Ellipse (foci on the $x$-axis, $a > b$):

$$\dfrac{x^2}{a^2} + \dfrac{y^2}{b^2} = 1, \qquad a > b > 0$$

Here $2a$ is the major axis and $2b$ the minor axis. The foci sit at $(\pm c, 0)$ where $c = \sqrt{a^2 - b^2}$, and the vertices (endpoints of the major axis) are $(\pm a, 0)$.

Hyperbola (foci on the $x$-axis):

$$\dfrac{x^2}{a^2} - \dfrac{y^2}{b^2} = 1$$

The vertices are $(\pm a, 0)$, the foci are $(\pm c, 0)$ with $c = \sqrt{a^2 + b^2}$, and the two branches approach the slanted asymptotes $y = \pm \dfrac{b}{a}x$.

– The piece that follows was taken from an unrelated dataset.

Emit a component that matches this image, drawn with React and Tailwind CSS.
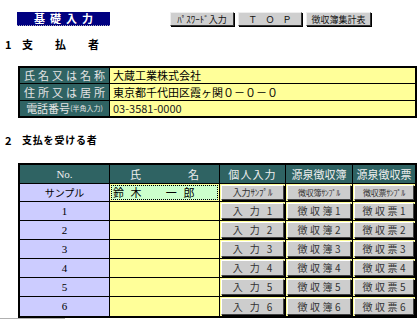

For both curves the shape is summarised by the eccentricity $e = \dfrac{c}{a}$, and both share the same latus-rectum formula:

$$e = \dfrac{c}{a}, \qquad \text{Length of latus rectum} = \dfrac{2b^2}{a}$$

Parameter	Ellipse $\dfrac{x^2}{a^2}+\dfrac{y^2}{b^2}=1$	Hyperbola $\dfrac{x^2}{a^2}-\dfrac{y^2}{b^2}=1$
Defining condition	sum of focal distances $= 2a$	difference of focal distances $= 2a$
Vertices	$(\pm a, 0)$	$(\pm a, 0)$
Foci	$(\pm c, 0)$	$(\pm c, 0)$
Relation	$c = \sqrt{a^2 - b^2}$	$c = \sqrt{a^2 + b^2}$
Eccentricity	$0 < e < 1$	$e > 1$
Latus rectum	$\dfrac{2b^2}{a}$	$\dfrac{2b^2}{a}$

The lone difference in the $c$-relations — a minus for the ellipse, a plus for the hyperbola — is exactly what pushes the eccentricity below $1$ in one case and above $1$ in the other.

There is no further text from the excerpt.